Alla fine di marzo 2020, uno studio di laboratorio mostrò che il SARS-CoV-2 può restare attivo su plastica e acciaio inossidabile per giorni. La scoperta creò un certo allarme, dando avvio a protocolli che prevedevano di disinfettare con cura e periodicamente tutte le superfici. Le linee guida dell’Organizzazione mondiale della sanità, pubblicate poco tempo prima, confermavano questa ipotesi, suggerendo che il virus che causa il COVID-19 si possa diffondere attraverso superfici contaminate. Mentre gli scienziati approfondivano la loro conoscenza del nuovo coronavirus, le disposizioni però cambiavano. Già a maggio dello scorso anno, scrive Nature, il Centro di controllo e prevenzione delle malattie negli Stati Uniti aggiornava le proprie direttive, sostenendo che non fossero le superfici “la principale” via di trasmissione del virus, e oggi aggiunge che non è nemmeno una via “comune” di contagio. Man mano che passava il tempo, era sempre più chiaro che la via di trasmissione principale è quella aerea. Respirando, parlando, tossendo e starnutendo, le persone infette diffondono nell’aria goccioline di saliva più o meno grandi (rispettivamente dette droplets e aerosol) che restano in sospensione e coprono una certa estensione. Le persone intorno inalano queste particelle e possono contrarre il virus, ed è così che avviene la maggioranza dei contagi.
Ma quindi, perché continuiamo a disinfettare le superfici? La risposta di Nature è semplice quanto poco entusiasmante: perché è più facile che migliorare i sistemi di ventilazione, soprattutto in inverno. Vuol dire che governi, aziende e persone continuano a investire enormi quantità di tempo e denaro per la disinfezione delle superfici, mentre parte di quei soldi potrebbe essere destinata ad altro (per esempio migliorare gli impianti di ventilazione). Alla fine del 2020 le vendite di disinfettanti per superfici a livello mondiale aveva raggiunto i 4,5 miliardi di dollari, con un aumento del 30 per cento rispetto all’anno precedente.
Non vogliamo con questo lanciare messaggi pericolosi: gli scienziati non sono in grado di escludere completamente la trasmissibilità attraverso le superfici, e quindi disinfettarle resta una procedura di sicurezza da seguire, così come lavarsi con frequenza e attenzione le mani.
Un altro elemento che ha portato gli scienziati a dare importanza alla trasmissione attraverso le superfici sono stati altri esperimenti, effettuati in laboratorio, che confermavano come il virus rimanesse attivo a lungo sugli oggetti.
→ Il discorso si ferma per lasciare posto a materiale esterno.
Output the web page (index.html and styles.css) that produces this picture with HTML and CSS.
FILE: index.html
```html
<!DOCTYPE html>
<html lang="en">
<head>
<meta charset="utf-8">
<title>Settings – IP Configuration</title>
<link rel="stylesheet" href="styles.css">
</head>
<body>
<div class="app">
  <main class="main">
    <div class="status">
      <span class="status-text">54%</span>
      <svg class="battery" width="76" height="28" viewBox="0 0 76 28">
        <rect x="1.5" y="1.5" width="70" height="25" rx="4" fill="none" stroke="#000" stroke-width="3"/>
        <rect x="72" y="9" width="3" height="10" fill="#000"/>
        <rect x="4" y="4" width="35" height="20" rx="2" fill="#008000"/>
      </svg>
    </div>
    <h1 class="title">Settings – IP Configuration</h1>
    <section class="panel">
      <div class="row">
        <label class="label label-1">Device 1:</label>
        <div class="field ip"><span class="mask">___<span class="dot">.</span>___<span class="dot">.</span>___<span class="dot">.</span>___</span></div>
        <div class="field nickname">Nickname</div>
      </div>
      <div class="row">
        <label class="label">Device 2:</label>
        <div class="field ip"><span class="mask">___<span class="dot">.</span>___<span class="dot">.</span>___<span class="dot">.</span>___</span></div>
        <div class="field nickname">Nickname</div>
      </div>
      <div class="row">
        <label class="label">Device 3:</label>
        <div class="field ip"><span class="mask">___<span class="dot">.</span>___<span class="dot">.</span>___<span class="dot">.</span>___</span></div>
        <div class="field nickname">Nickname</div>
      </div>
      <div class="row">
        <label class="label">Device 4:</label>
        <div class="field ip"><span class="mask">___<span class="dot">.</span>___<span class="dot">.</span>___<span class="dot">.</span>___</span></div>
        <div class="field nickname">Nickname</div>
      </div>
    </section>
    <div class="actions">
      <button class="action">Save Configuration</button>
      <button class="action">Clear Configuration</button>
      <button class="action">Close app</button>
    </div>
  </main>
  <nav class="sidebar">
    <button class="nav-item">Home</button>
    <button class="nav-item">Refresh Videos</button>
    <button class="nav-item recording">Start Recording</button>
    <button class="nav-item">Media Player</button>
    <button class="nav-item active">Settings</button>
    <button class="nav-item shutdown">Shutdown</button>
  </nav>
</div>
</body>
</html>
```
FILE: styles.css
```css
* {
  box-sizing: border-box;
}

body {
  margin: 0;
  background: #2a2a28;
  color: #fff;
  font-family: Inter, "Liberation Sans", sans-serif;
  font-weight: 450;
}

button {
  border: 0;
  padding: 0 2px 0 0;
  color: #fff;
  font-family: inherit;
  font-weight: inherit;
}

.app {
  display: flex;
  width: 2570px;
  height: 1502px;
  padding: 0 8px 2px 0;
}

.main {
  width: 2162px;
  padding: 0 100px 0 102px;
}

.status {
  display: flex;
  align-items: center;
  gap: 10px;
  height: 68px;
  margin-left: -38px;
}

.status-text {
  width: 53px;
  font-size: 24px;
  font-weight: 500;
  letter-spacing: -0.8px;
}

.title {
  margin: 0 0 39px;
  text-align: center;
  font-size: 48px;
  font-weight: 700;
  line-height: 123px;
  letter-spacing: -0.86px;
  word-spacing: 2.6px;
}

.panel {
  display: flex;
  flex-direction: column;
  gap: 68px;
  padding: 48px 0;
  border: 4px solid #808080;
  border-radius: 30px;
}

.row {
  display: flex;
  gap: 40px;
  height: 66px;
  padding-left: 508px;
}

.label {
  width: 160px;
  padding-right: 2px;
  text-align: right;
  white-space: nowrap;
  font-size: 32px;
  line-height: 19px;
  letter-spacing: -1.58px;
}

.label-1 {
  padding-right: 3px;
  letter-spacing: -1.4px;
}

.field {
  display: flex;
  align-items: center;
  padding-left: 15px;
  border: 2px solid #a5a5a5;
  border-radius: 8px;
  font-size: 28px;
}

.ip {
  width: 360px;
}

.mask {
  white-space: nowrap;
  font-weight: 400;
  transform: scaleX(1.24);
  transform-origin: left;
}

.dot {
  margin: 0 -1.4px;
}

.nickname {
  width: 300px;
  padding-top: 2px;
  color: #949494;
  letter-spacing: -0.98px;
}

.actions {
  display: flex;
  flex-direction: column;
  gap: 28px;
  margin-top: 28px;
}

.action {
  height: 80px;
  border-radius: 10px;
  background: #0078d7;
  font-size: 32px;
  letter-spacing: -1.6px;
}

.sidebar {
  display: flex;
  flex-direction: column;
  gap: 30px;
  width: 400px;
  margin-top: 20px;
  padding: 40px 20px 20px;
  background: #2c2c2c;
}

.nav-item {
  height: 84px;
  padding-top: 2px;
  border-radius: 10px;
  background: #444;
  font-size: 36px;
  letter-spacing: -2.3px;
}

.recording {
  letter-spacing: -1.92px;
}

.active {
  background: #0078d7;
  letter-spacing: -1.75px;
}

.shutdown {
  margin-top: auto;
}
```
Uno studio pubblicato ad aprile 2020 rivelava che il virus rimane attivo sei giorni su superfici dure come plastica e acciaio inossidabile, tre giorni sulle banconote, sette giorni sulle mascherine chirurgiche. Uno studio successivo ha mostrato che resta attivo sulla pelle per quattro giorni mentre sui vestiti solo otto ore. Un altro ancora ha trovato tracce di virus infettivo sui libri di una biblioteca dopo otto giorni.
Questi esperimenti, per quanto accurati, non implicano però che le persone si ammalino attraverso le maniglie delle porte o altri oggetti. Le condizioni in cui avvengono sono molto lontane da ciò che accade fuori dai laboratori, e quindi molti studiosi sconsigliano di ipotizzare correlazioni rispetto al contagio. Allo stesso tempo, lo ribadiamo, questo non implica che la trasmissione attraverso le superfici non possa avvenire in certe condizioni, ed è per questo che la regola di lavarsi spesso e con cura le mani non va messa in discussione.